▶

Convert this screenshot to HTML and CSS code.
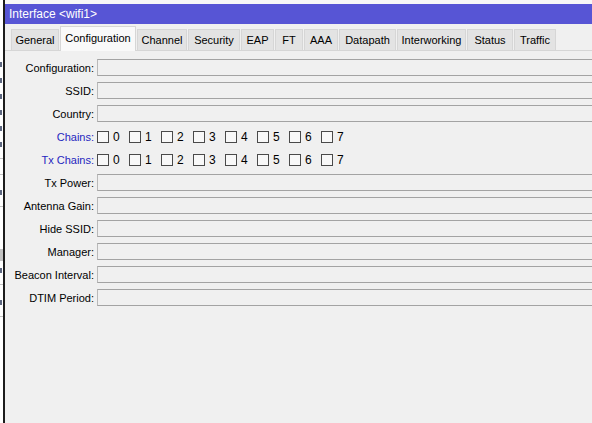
FILE: index.html
```html
<!DOCTYPE html>
<html lang="en">

<head>
  <meta charset="utf-8">
  <title>Interface &lt;wifi1&gt;</title>
  <link rel="stylesheet" href="styles.css">
</head>

<body>

  <div class="desk">

    <!-- edge of the list window sitting behind the dialog -->
    <div class="behind">
      <div class="behind-row text"></div>
      <div class="behind-row text"></div>
      <div class="behind-row text"></div>
      <div class="behind-row text"></div>
      <div class="behind-row text"></div>
      <div class="behind-row text"></div>
      <div class="behind-row line"></div>
      <div class="behind-row line"></div>
      <div class="behind-row text"></div>
      <div class="behind-row line"></div>
      <div class="behind-row gap"></div>
      <div class="behind-row grey"></div>
      <div class="behind-row text"></div>
      <div class="behind-row line"></div>
      <div class="behind-row text"></div>
      <div class="behind-row line"></div>
    </div>

    <div class="frame">
      <div class="window">
        <div class="title">Interface &lt;wifi1&gt;</div>

        <div class="tabs">
          <div class="tab w-general">General</div>
          <div class="tab active w-config">Configuration</div>
          <div class="tab w-channel">Channel</div>
          <div class="tab w-security">Security</div>
          <div class="tab w-eap">EAP</div>
          <div class="tab w-ft">FT</div>
          <div class="tab w-aaa">AAA</div>
          <div class="tab w-datapath">Datapath</div>
          <div class="tab w-inter">Interworking</div>
          <div class="tab w-status">Status</div>
          <div class="tab w-traffic">Traffic</div>
        </div>

        <div class="form">
          <div class="row">
            <label class="lbl">Configuration:</label>
            <div class="field"></div>
          </div>
          <div class="row">
            <label class="lbl">SSID:</label>
            <div class="field"></div>
          </div>
          <div class="row">
            <label class="lbl">Country:</label>
            <div class="field"></div>
          </div>
          <div class="row">
            <label class="lbl link">Chains:</label>
            <div class="checks">
              <span class="check"><i class="box"></i>0</span>
              <span class="check"><i class="box"></i>1</span>
              <span class="check"><i class="box"></i>2</span>
              <span class="check"><i class="box"></i>3</span>
              <span class="check"><i class="box"></i>4</span>
              <span class="check"><i class="box"></i>5</span>
              <span class="check"><i class="box"></i>6</span>
              <span class="check"><i class="box"></i>7</span>
            </div>
          </div>
          <div class="row">
            <label class="lbl link">Tx Chains:</label>
            <div class="checks">
              <span class="check"><i class="box"></i>0</span>
              <span class="check"><i class="box"></i>1</span>
              <span class="check"><i class="box"></i>2</span>
              <span class="check"><i class="box"></i>3</span>
              <span class="check"><i class="box"></i>4</span>
              <span class="check"><i class="box"></i>5</span>
              <span class="check"><i class="box"></i>6</span>
              <span class="check"><i class="box"></i>7</span>
            </div>
          </div>
          <div class="row">
            <label class="lbl">Tx Power:</label>
            <div class="field"></div>
          </div>
          <div class="row">
            <label class="lbl">Antenna Gain:</label>
            <div class="field"></div>
          </div>
          <div class="row">
            <label class="lbl">Hide SSID:</label>
            <div class="field"></div>
          </div>
          <div class="row">
            <label class="lbl">Manager:</label>
            <div class="field"></div>
          </div>
          <div class="row">
            <label class="lbl">Beacon Interval:</label>
            <div class="field"></div>
          </div>
          <div class="row">
            <label class="lbl">DTIM Period:</label>
            <div class="field"></div>
          </div>
        </div>
      </div>
    </div>

  </div>

</body>

</html>
```

FILE: styles.css
```css
/* ******************** global ******************* */

* {
  box-sizing: border-box;
}

html,
body {
  margin: 0;
  padding: 0;
  width: 100%;
  height: 100%;
  overflow: hidden;
  background-color: #fcfcfc;
  font-family: "Liberation Sans", Arial, sans-serif;
  font-size: 11px;
  color: #000;
}

.desk {
  display: flex;
  height: 100%;
}

/* ******************** window behind ******************* */

.behind {
  width: 3px;
  padding-top: 62px;
  background-color: #fff;
}

.behind-row {
  height: 8px;
  margin-bottom: 7px;
}

.behind-row.text {
  width: 2px;
  height: 5px;
  margin-bottom: 11px;
  background-color: #5d6780;
}

.behind-row.line {
  height: 1px;
  margin-bottom: 15px;
  background-color: #c4c4c4;
}

.behind-row.gap {
  height: 20px;
}

.behind-row.grey {
  height: 12px;
  background-color: #c2c2c2;
}

/* ******************** dialog ******************* */

.frame {
  flex: 1;
  display: flex;
  padding-top: 4px;
  border-left: 2px solid #1c1c1c;
  background-color: #f7f7f7;
  overflow: hidden;
}

.window {
  flex: 1;
  display: flex;
  flex-direction: column;
  background-color: #f0f0f0;
  overflow: hidden;
}

.title {
  height: 20px;
  line-height: 20px;
  padding-left: 4px;
  background-color: #5755d5;
  color: #fff;
  font-size: 12px;
  white-space: nowrap;
}

/* ******************** tabs ******************* */

.tabs {
  display: flex;
  align-items: flex-end;
  gap: 1px;
  height: 27px;
  padding-left: 6px;
  border-bottom: 1px solid #d6d6d6;
}

.tab {
  height: 21px;
  line-height: 20px;
  text-align: center;
  white-space: nowrap;
  background-color: #e3e3e3;
  border: 1px solid #d6d6d6;
  border-bottom: none;
}

.tab.active {
  height: 25px;
  line-height: 23px;
  margin-bottom: -1px;
  background-color: #f9f9f9;
  border-color: #d6d6d6;
  position: relative;
}

.w-general { width: 48px; }
.w-config { width: 76px; }
.w-channel { width: 50px; }
.w-security { width: 52px; }
.w-eap { width: 33px; }
.w-ft { width: 28px; }
.w-aaa { width: 34px; }
.w-datapath { width: 57px; }
.w-inter { width: 69px; }
.w-status { width: 46px; }
.w-traffic { width: 42px; }

/* ******************** form ******************* */

.form {
  padding-top: 5px;
}

.row {
  display: flex;
  align-items: center;
  height: 23px;
}

.lbl {
  width: 89px;
  margin-right: 3px;
  text-align: right;
  white-space: nowrap;
}

.lbl.link {
  color: #2626bf;
}

.field {
  flex: 1;
  height: 17px;
  margin-right: -10px;
  border: 1px solid #a3a3a3;
  border-left-color: #b9b9b9;
  background-color: #f0f0f0;
}

.checks {
  display: flex;
}

.check {
  display: flex;
  align-items: center;
  width: 32px;
  font-size: 12px;
}

.box {
  display: inline-block;
  width: 12px;
  height: 12px;
  margin-right: 4px;
  border: 1px solid #4a4a4a;
  background-color: #f8f8f8;
}
```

◀

_Direction_: All of the material above needs to be restated exactly, with no pictures.

_Written answer_:
Convert this screenshot to HTML and CSS code.
FILE: index.html
```html
<!DOCTYPE html>
<html lang="en">

<head>
  <meta charset="utf-8">
  <title>Interface &lt;wifi1&gt;</title>
  <link rel="stylesheet" href="styles.css">
</head>

<body>

  <div class="desk">

    <!-- edge of the list window sitting behind the dialog -->
    <div class="behind">
      <div class="behind-row text"></div>
      <div class="behind-row text"></div>
      <div class="behind-row text"></div>
      <div class="behind-row text"></div>
      <div class="behind-row text"></div>
      <div class="behind-row text"></div>
      <div class="behind-row line"></div>
      <div class="behind-row line"></div>
      <div class="behind-row text"></div>
      <div class="behind-row line"></div>
      <div class="behind-row gap"></div>
      <div class="behind-row grey"></div>
      <div class="behind-row text"></div>
      <div class="behind-row line"></div>
      <div class="behind-row text"></div>
      <div class="behind-row line"></div>
    </div>

    <div class="frame">
      <div class="window">
        <div class="title">Interface &lt;wifi1&gt;</div>

        <div class="tabs">
          <div class="tab w-general">General</div>
          <div class="tab active w-config">Configuration</div>
          <div class="tab w-channel">Channel</div>
          <div class="tab w-security">Security</div>
          <div class="tab w-eap">EAP</div>
          <div class="tab w-ft">FT</div>
          <div class="tab w-aaa">AAA</div>
          <div class="tab w-datapath">Datapath</div>
          <div class="tab w-inter">Interworking</div>
          <div class="tab w-status">Status</div>
          <div class="tab w-traffic">Traffic</div>
        </div>

        <div class="form">
          <div class="row">
            <label class="lbl">Configuration:</label>
            <div class="field"></div>
          </div>
          <div class="row">
            <label class="lbl">SSID:</label>
            <div class="field"></div>
          </div>
          <div class="row">
            <label class="lbl">Country:</label>
            <div class="field"></div>
          </div>
          <div class="row">
            <label class="lbl link">Chains:</label>
            <div class="checks">
              <span class="check"><i class="box"></i>0</span>
              <span class="check"><i class="box"></i>1</span>
              <span class="check"><i class="box"></i>2</span>
              <span class="check"><i class="box"></i>3</span>
              <span class="check"><i class="box"></i>4</span>
              <span class="check"><i class="box"></i>5</span>
              <span class="check"><i class="box"></i>6</span>
              <span class="check"><i class="box"></i>7</span>
            </div>
          </div>
          <div class="row">
            <label class="lbl link">Tx Chains:</label>
            <div class="checks">
              <span class="check"><i class="box"></i>0</span>
              <span class="check"><i class="box"></i>1</span>
              <span class="check"><i class="box"></i>2</span>
              <span class="check"><i class="box"></i>3</span>
              <span class="check"><i class="box"></i>4</span>
              <span class="check"><i class="box"></i>5</span>
              <span class="check"><i class="box"></i>6</span>
              <span class="check"><i class="box"></i>7</span>
            </div>
          </div>
          <div class="row">
            <label class="lbl">Tx Power:</label>
            <div class="field"></div>
          </div>
          <div class="row">
            <label class="lbl">Antenna Gain:</label>
            <div class="field"></div>
          </div>
          <div class="row">
            <label class="lbl">Hide SSID:</label>
            <div class="field"></div>
          </div>
          <div class="row">
            <label class="lbl">Manager:</label>
            <div class="field"></div>
          </div>
          <div class="row">
            <label class="lbl">Beacon Interval:</label>
            <div class="field"></div>
          </div>
          <div class="row">
            <label class="lbl">DTIM Period:</label>
            <div class="field"></div>
          </div>
        </div>
      </div>
    </div>

  </div>

</body>

</html>
```

FILE: styles.css
```css
/* ******************** global ******************* */

* {
  box-sizing: border-box;
}

html,
body {
  margin: 0;
  padding: 0;
  width: 100%;
  height: 100%;
  overflow: hidden;
  background-color: #fcfcfc;
  font-family: "Liberation Sans", Arial, sans-serif;
  font-size: 11px;
  color: #000;
}

.desk {
  display: flex;
  height: 100%;
}

/* ******************** window behind ******************* */

.behind {
  width: 3px;
  padding-top: 62px;
  background-color: #fff;
}

.behind-row {
  height: 8px;
  margin-bottom: 7px;
}

.behind-row.text {
  width: 2px;
  height: 5px;
  margin-bottom: 11px;
  background-color: #5d6780;
}

.behind-row.line {
  height: 1px;
  margin-bottom: 15px;
  background-color: #c4c4c4;
}

.behind-row.gap {
  height: 20px;
}

.behind-row.grey {
  height: 12px;
  background-color: #c2c2c2;
}

/* ******************** dialog ******************* */

.frame {
  flex: 1;
  display: flex;
  padding-top: 4px;
  border-left: 2px solid #1c1c1c;
  background-color: #f7f7f7;
  overflow: hidden;
}

.window {
  flex: 1;
  display: flex;
  flex-direction: column;
  background-color: #f0f0f0;
  overflow: hidden;
}

.title {
  height: 20px;
  line-height: 20px;
  padding-left: 4px;
  background-color: #5755d5;
  color: #fff;
  font-size: 12px;
  white-space: nowrap;
}

/* ******************** tabs ******************* */

.tabs {
  display: flex;
  align-items: flex-end;
  gap: 1px;
  height: 27px;
  padding-left: 6px;
  border-bottom: 1px solid #d6d6d6;
}

.tab {
  height: 21px;
  line-height: 20px;
  text-align: center;
  white-space: nowrap;
  background-color: #e3e3e3;
  border: 1px solid #d6d6d6;
  border-bottom: none;
}

.tab.active {
  height: 25px;
  line-height: 23px;
  margin-bottom: -1px;
  background-color: #f9f9f9;
  border-color: #d6d6d6;
  position: relative;
}

.w-general { width: 48px; }
.w-config { width: 76px; }
.w-channel { width: 50px; }
.w-security { width: 52px; }
.w-eap { width: 33px; }
.w-ft { width: 28px; }
.w-aaa { width: 34px; }
.w-datapath { width: 57px; }
.w-inter { width: 69px; }
.w-status { width: 46px; }
.w-traffic { width: 42px; }

/* ******************** form ******************* */

.form {
  padding-top: 5px;
}

.row {
  display: flex;
  align-items: center;
  height: 23px;
}

.lbl {
  width: 89px;
  margin-right: 3px;
  text-align: right;
  white-space: nowrap;
}

.lbl.link {
  color: #2626bf;
}

.field {
  flex: 1;
  height: 17px;
  margin-right: -10px;
  border: 1px solid #a3a3a3;
  border-left-color: #b9b9b9;
  background-color: #f0f0f0;
}

.checks {
  display: flex;
}

.check {
  display: flex;
  align-items: center;
  width: 32px;
  font-size: 12px;
}

.box {
  display: inline-block;
  width: 12px;
  height: 12px;
  margin-right: 4px;
  border: 1px solid #4a4a4a;
  background-color: #f8f8f8;
}
```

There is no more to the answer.